Tidak terasa sudah setahun Anies Baswedan memimpin Jakarta sebagai gubernur. Sudah banyak tulisan dan infografis mengulas evaluasi kinerja gubernur. Maka, saya tidak akan ikut-ikutan. Lagipula rasanya tidak pada tempatnya kalau seorang anak buah menilai pimpinannya sendiri. Lebih baik saya bagikan cerita ke teman-teman bagaimana pengalaman 'orang dalam' dipimpin Anies.

Sebelumnya saya mau ungkapkan dulu soal pemilihan judul artikel ini. Kenapa saya beri tajuk "Testimoni Setahun Bekerja Bareng Gubernur Anies"? Saya tidak memilih opsi lain yang sempat terlintas di kepala yaitu "Pengalaman Setahun Bekerja untuk Anies." Faktanya, sebagai birokrat profesional saya memang bekerja untuk rakyat, para pembayar pajak, sumber dari mana gaji dan tunjangan yang saya dapat.

Teman-teman pembaca juga jangan buru-buru menyimpulkan dari judul kalau saya adalah pegawai yang selalu atau sering mendampingi Pak Anies. Pilihan kata 'bareng' yang ada di judul sengaja saya pakai untuk menekankan ada semangat kolaborasi yang diusung Pak Anies.

Kepemimpinan berbasis gerakan (movement based leadership) dan kolaborasi adalah dua kata kunci yang saling terhubung dengan cita-cita Jakarta Maju Bersama.

Di satu kesempatan mendampingi atasan saya menerima arahan Pak Anies, saya menangkap betul kesan tersebut. Beliau meminta agar Pemprov DKI Jakarta menjajaki kolaborasi dengan salah satu perusahaan teknologi yang boleh jadi paling banyak digunakan orang sejagat. 

Idenya sederhana, agar warga bisa mendapatkan informasi akurat dan valid pada platform tersebut. Tentu saya tidak bisa membocorkan detailnya karena kami masih on progress.
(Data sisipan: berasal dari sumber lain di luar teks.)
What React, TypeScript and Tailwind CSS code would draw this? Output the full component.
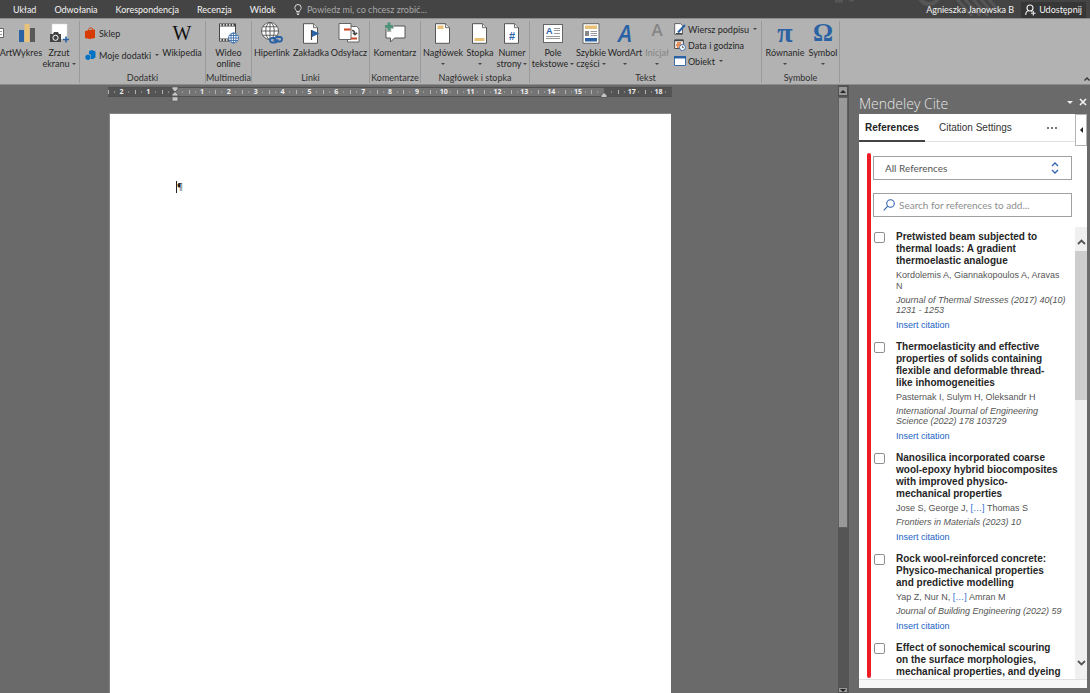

Jika gagasan ini sudah berjalan, diharapkan para petugas bisa menjadi local hero di wilayah dan ruang lingkup kewenangan masing-masing. Anies tidak mau menjadi gubernur selayak Superman yang bisa membereskan masalah sendirian.

Model kolaborasi ini penting dalam mewujudkan Jakarta sebagai City 4.0. Dalam gagasan City 4.0, pemerintah akan berperan sebagai penyedia platform sementara warga menjadi co-creator (Foth, 2017). 

Ide City 4.0 milik Foth sebetulnya lebih pada konteks urban placemaking. Semangatnya hampir mirip dengan hak atas kota (right to the city) yang dicetuskan Henry Lefebvre. Seperti apa sih City 4.0 yang ingin dikejar Anies?

Ada empat level interaksi pemerintah dengan warga. Level paling bawah atau City 1.0, adalah di mana pemerintah berperan sebagai administrator dan warga sebagai penghuni. Sosialisasi program menjadi bentuk interaksi paling lazim dalam level ini.  

Fase berikutnya City 2.0, pemerintah berperan sebagai penyedia jasa dan warga sebagai customer atau pengguna jasa. Interaksi pemerintah dengan warga sudah meningkat dalam bentuk konsultasi misalnya.

Dalam wawancaranya dengan Forbes, Anies menyebut Jakarta masih berkutat di level 2.0. Alih-alih mengajak warga menjaga kebersihan dan keindahan kota, Pemprov DKI Jakarta justru menyiapkan pasukan oranye dalam jumlah besar.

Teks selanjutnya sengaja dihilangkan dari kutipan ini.